Stated problem:
Only a number is wanted: how many lines in the listing contain the word "index"?

Given data:

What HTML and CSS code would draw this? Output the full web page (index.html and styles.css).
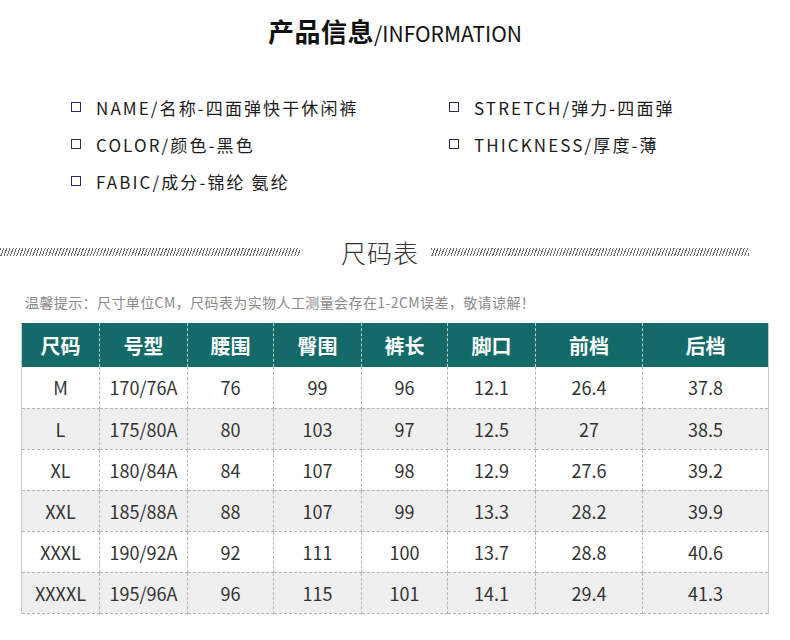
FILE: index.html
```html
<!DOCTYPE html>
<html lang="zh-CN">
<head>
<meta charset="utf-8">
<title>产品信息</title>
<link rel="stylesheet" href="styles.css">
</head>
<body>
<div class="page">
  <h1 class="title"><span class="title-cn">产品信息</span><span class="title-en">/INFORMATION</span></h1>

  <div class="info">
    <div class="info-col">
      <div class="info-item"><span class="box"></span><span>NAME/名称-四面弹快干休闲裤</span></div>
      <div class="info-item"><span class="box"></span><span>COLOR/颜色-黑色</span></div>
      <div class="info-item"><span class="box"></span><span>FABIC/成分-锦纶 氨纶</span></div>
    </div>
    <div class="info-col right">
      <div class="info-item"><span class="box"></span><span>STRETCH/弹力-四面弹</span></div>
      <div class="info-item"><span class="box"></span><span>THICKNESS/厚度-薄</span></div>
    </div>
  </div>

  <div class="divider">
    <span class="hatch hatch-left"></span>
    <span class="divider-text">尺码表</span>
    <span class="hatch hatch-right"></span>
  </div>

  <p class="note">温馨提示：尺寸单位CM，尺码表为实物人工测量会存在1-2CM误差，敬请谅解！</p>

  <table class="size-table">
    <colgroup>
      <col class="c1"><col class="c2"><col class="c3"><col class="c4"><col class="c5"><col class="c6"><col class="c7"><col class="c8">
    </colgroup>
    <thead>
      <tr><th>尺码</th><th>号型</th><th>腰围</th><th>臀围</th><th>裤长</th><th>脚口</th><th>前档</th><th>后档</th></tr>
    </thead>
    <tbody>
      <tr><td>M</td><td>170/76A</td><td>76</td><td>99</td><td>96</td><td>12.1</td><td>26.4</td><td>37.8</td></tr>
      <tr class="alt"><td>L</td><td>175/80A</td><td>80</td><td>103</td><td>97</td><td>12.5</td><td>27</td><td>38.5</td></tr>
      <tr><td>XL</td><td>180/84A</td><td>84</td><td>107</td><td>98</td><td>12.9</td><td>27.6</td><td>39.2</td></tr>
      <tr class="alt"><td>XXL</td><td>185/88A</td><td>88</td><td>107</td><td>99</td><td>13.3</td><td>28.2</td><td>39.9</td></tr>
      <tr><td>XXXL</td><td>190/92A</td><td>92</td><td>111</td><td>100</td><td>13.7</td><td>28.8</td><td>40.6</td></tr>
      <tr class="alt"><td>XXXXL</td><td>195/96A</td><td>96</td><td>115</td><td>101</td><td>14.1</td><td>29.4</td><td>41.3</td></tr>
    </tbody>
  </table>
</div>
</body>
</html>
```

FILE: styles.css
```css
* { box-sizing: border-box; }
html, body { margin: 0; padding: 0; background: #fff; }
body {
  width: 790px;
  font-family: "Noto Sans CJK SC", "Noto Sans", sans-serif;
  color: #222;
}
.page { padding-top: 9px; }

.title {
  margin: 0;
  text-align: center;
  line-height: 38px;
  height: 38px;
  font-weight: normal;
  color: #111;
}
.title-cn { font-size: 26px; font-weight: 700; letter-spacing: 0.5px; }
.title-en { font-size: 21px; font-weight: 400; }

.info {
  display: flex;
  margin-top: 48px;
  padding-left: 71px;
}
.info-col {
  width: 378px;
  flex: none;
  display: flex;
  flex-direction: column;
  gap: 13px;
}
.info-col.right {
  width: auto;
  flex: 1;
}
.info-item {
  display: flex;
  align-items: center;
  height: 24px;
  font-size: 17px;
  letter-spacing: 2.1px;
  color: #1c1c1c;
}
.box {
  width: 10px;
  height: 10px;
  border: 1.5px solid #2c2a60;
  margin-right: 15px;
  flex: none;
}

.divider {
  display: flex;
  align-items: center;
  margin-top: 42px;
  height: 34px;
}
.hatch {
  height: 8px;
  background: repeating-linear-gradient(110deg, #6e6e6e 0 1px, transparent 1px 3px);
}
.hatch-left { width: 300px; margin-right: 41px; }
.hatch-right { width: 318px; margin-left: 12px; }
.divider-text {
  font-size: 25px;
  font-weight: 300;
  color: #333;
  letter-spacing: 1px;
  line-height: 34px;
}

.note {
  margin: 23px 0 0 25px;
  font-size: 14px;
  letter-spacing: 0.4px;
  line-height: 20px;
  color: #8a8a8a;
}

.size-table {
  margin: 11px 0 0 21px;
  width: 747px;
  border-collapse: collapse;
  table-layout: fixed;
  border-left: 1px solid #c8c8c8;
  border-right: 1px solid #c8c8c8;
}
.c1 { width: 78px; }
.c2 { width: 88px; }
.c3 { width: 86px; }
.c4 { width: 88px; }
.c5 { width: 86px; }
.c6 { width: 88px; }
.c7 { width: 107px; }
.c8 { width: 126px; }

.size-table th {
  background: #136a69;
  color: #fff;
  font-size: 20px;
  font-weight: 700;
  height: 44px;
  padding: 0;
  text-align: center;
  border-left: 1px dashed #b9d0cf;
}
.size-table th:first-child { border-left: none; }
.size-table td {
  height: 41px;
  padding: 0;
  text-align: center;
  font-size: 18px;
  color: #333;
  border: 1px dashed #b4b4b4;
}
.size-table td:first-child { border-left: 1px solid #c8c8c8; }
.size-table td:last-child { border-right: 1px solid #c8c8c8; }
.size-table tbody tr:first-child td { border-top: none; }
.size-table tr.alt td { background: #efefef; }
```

Task output:
2